The Zone also features a seizure inducing amount of other sports video games. But unlike the penny arcades I used go to, the machines don’t accept legal US tender. Here, you're required to purchase a flimsy plastic card filled with invisible game credits that quickly slip away into the shame-filled night.
I still have the card with a few credits left on it. And since today is a snow day and this thing is taking up room in my wallet, I thought I’d burn through the last of the credits by shooting beams of light with a tiny plastic shotgun at digital antelope. It makes me feel like a big man.
Or that was the plan.
Until I ran into this guy…
Apparently the Nationals have redesigned Screech. And, um, we need to talk about what’s clearly going on here.
- Jacked and toned torso
- Ill-proportionatd/scrawny legs
- New, aggressive looking beak
- Giant head
- The rumors he spent the off-season in the DR with A-Rod’s cousin
OK. I’m not the type of guy who makes wild accusations. I mean, I was a college athlete.

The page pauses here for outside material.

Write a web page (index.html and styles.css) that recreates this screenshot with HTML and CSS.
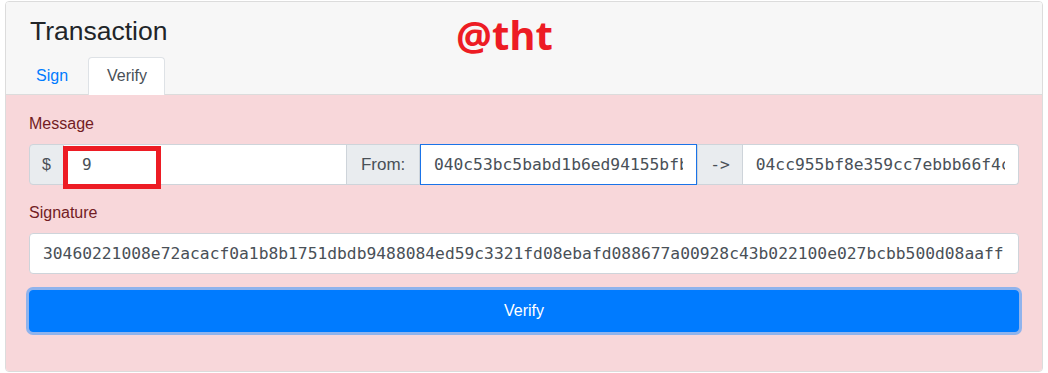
FILE: index.html
```html
<!DOCTYPE html>
<html>
<head>
<meta charset="utf-8">
<link rel="stylesheet" href="styles.css">
</head>
<body>
<div class="card">
  <div class="card-header">
    <h3 class="title">Transaction</h3>
    <div class="tag">@tht</div>
    <ul class="tabs">
      <li class="tab">Sign</li>
      <li class="tab active">Verify</li>
    </ul>
  </div>
  <div class="card-body">
    <div class="form-group">
      <label class="label">Message</label>
      <div class="input-group">
        <span class="addon">$</span>
        <div class="field msg"><span class="val val-sans">9</span><span class="mark"></span></div>
        <span class="addon from">From:</span>
        <div class="field focus"><span class="val">040c53bc5babd1b6ed94155bfb8d5e7a1c3</span></div>
        <span class="addon mono">-&gt;</span>
        <div class="field last"><span class="val">04cc955bf8e359cc7ebbb66f4c2d1a8e9f0</span></div>
      </div>
    </div>
    <div class="form-group">
      <label class="label">Signature</label>
      <div class="field single"><span class="val">30460221008e72acacf0a1b8b1751dbdb9488084ed59c3321fd08ebafd088677a00928c43b022100e027bcbb500d08aaff</span></div>
    </div>
    <button class="btn">Verify</button>
  </div>
</div>
</body>
</html>
```
FILE: styles.css
```css
* { box-sizing: border-box; }
html, body { margin: 0; padding: 0; background: #fff; }
body {
  font-family: "Liberation Sans", Arial, sans-serif;
  font-size: 16px;
  line-height: 24px;
  color: #212529;
}
.card {
  margin: 1px 5px 0 5px;
  border: 1px solid #dcdcdc;
  border-radius: 4px;
  overflow: hidden;
  height: 371px;
  display: flex;
  flex-direction: column;
}
.card-header {
  position: relative;
  background: #f7f7f7;
  border-bottom: 1px solid #dcdcdc;
  padding: 12px 0 0 24px;
  height: 93px;
}
.title {
  margin: 0 0 9px 0;
  font-weight: 400;
  font-size: 26.5px;
  line-height: 34px;
  color: #212529;
}
.tag {
  position: absolute;
  left: 450px;
  top: 8px;
  font-family: "Open Sans", sans-serif;
  font-weight: 700;
  font-size: 40px;
  line-height: 50px;
  color: #ed1c24;
}
.tabs {
  list-style: none;
  margin: 0 0 0 -11px;
  padding: 0;
  display: flex;
}
.tab {
  padding: 6px 16px 6px 16px;
  border: 1px solid transparent;
  border-bottom: 0;
  border-radius: 4px 4px 0 0;
  color: #007bff;
  height: 37px;
}
.tab.active {
  background: #fff;
  color: #495057;
  border-color: #dee2e6;
  height: 38px;
  margin-left: 3px;
  padding: 6px 17px 6px 18px;
  position: relative;
  z-index: 1;
}
.card-body {
  flex: 1;
  background: #f8d7da;
  padding: 17px 23px 0 23px;
}
.form-group { margin-bottom: 16px; }
.label {
  display: block;
  color: #721c24;
  margin-bottom: 8px;
  height: 24px;
}
.input-group {
  display: flex;
  height: 41px;
}
.addon {
  display: flex;
  align-items: center;
  padding: 0 12px;
  background: #e9ecef;
  border: 1px solid #ced4da;
  color: #495057;
  white-space: nowrap;
}
.addon:first-child { border-radius: 4px 0 0 4px; }
.addon.from {
  width: 74px;
  padding: 0 0 0 14px;
  font-size: 17px;
}
.addon.mono {
  font-family: "DejaVu Sans Mono", monospace;
  font-size: 16.3px;
}
.field {
  position: relative;
  flex: 1 1 0;
  min-width: 0;
  background: #fff;
  border: 1px solid #ced4da;
  display: flex;
  align-items: center;
  padding: 0 13px;
  white-space: nowrap;
}
.input-group .field { border-left: 0; border-right: 0; }
.input-group .field.msg { flex: 0 0 282px; }
.input-group .field.focus { border: 1px solid #1a73e8; }
.input-group .field.last { border: 1px solid #ced4da; border-left: 0; border-radius: 0 4px 4px 0; }
.val {
  display: block;
  min-width: 0;
  overflow: hidden;
  font-family: "DejaVu Sans Mono", monospace;
  font-size: 16.3px;
  color: #495057;
}
.val-sans { font-size: 16px; padding-left: 5px; overflow: visible; }
.mark {
  position: absolute;
  left: -1px;
  top: 1px;
  width: 98px;
  height: 43px;
  border: 5px solid #ed1c24;
}
.field.single {
  height: 41px;
  border-radius: 4px;
  padding-left: 13px;
}
.btn {
  display: block;
  width: 100%;
  height: 42px;
  margin-top: 1px;
  border: 1px solid #007bff;
  border-radius: 4px;
  background: #007bff;
  color: #fff;
  font-family: "Liberation Sans", Arial, sans-serif;
  font-size: 16px;
  box-shadow: 0 0 0 3px rgba(38, 143, 255, 0.5);
}
```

The pressure to legally or illegally push your body a little further than what can be naturally achieved in the weight room is promoted everywhere. And we are in a new area of baseball.
It’s only March 2nd but none of the news coming out of Nationals spring training is positive. Is it really the right time to cast off Screech’s Babe Ruth image in favor of one that’s a little more Miguel Tejada? Hell, that could be Nook Logan under all the fur. He’s got to get back to the big leagues somehow.
On the plus side, though, the new Screech isn't completely filthy.